Cardio Groups Offer AMI Guidance for COVID-19
Among other impacts, the COVID-19 pandemic has complicated the care of MI patients. Non-STEMI catheterizations have been delayed, and even STEMIs in some locations (e.g., China) have been increasingly treated with thrombolytics alone.
Now some guidance from top cardiology groups may make decisions easier for emergency care systems. They say STEMI patients should still go to cath labs, but not directly, and offers some other modifications.
The statement, from the American College of Cardiology (ACC), American College of Emergency Physicians (ACEP), and Society for Cardiovascular Angiography and Interventions (SCAI), appeared in the Journal of the American College of Cardiology.
For EMS, “direct transport of the patient to the CCL is not felt to be prudent at this time.” Instead, urge the authors—led by Ehtisham Mahmud, MD, chief of cardiovascular medicine at UC San Diego—have all STEMI patients initially assessed in any appropriate ED to ensure the right diagnosis and care plan. Notify the attending interventional cardiologist but do not activate the STEMI team until the plan is confirmed.
The cardiovascular manifestations of COVID-19 can be complex, the authors note. Patients may present with AMI, myocarditis mimicking a STEMI, stress cardiomyopathy, nonischemic cardiomyopathy, coronary spasm, or nonspecific myocardial injury. Timely PCI is still the standard of care for STEMI patients, with fibrinolysis acceptable where it’s not possible, but asymptomatic cases and testing delays have made it difficult to know which patients might be infected with SARS-CoV-2.
Under the new guidelines, PCI is still appropriate for STEMI patients who present to primary PCI centers, but with some caveats. First, there may be delays in cath lab transfers for COVID-19 status assessment and treatment such as respiratory support. Rapid testing should be routinely implemented for STEMI patients, they urge. Fibrinolysis is less effective and often requires rescue PCI anyway.
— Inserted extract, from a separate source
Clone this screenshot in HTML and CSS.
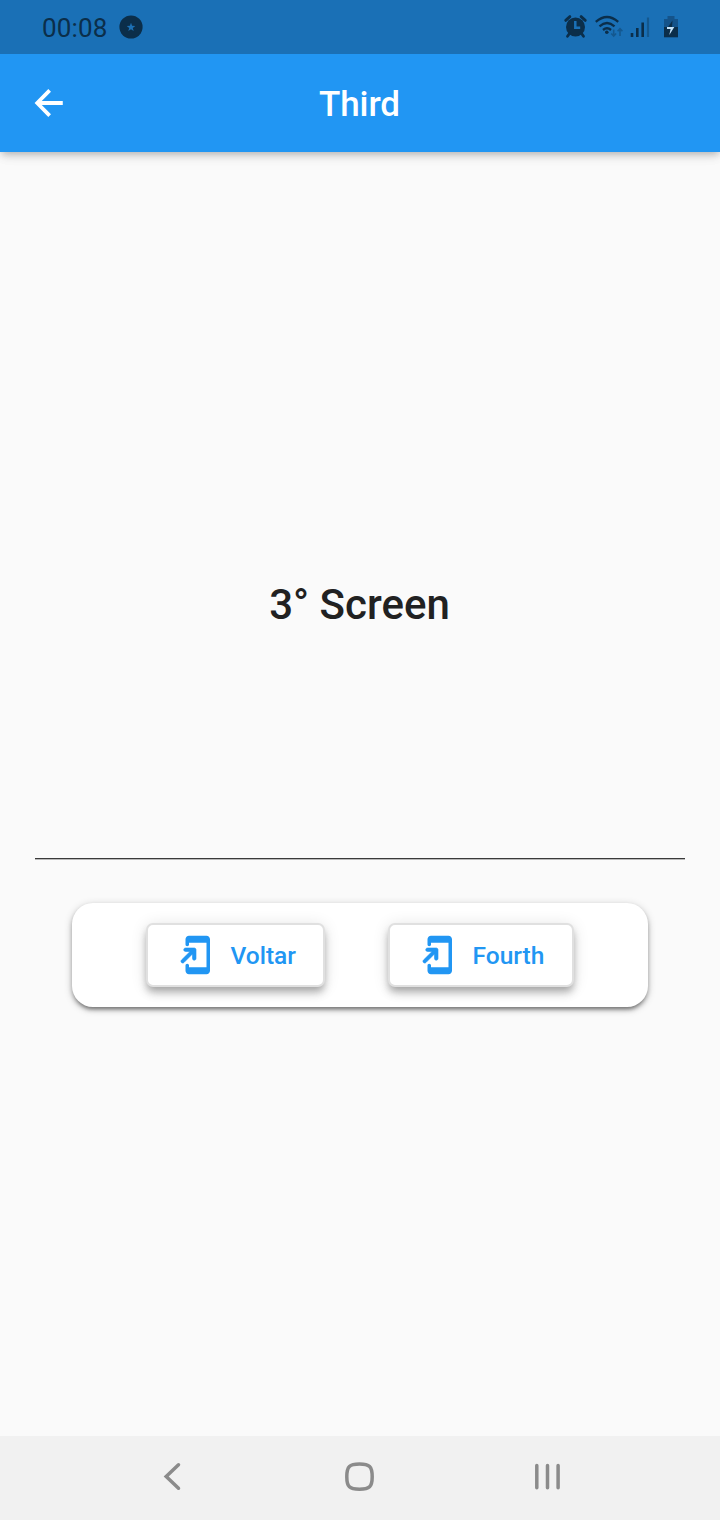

Possible STEMI patients should receive a noninvasive ED evaluation to inform a decision by the ED physician and interventional cardiologist regarding CCL activation.
At referral hospitals STEMI patients should get initial fibrinolysis followed by consideration of transfer to a PCI center. Such transfers were routine before the pandemic, but COVID status now must be accounted for. Fibrinolysis within 30 minutes of STEMI diagnosis may be preferable, provided a true STEMI is likely and time to reperfusion will be lengthy.
Resuscitated out-of-hospital cardiac arrest patients are the highest-risk subgroup of AMI patients. They should be selectively considered for CCL activation in the presence of persistent ST-elevation and a concomitant wall motion abnormality. OHCA patients without ST-elevation generally should not receive a routine early invasive approach.
COVID-positive or -probable patients with NSTEMI presentations should be managed medically and only taken for urgent coronary angiography and possible PCI with high-risk clinical features or hemodynamic instability. And overall, any patient requiring emergent activation of the CCL should be treated as COVID-possible.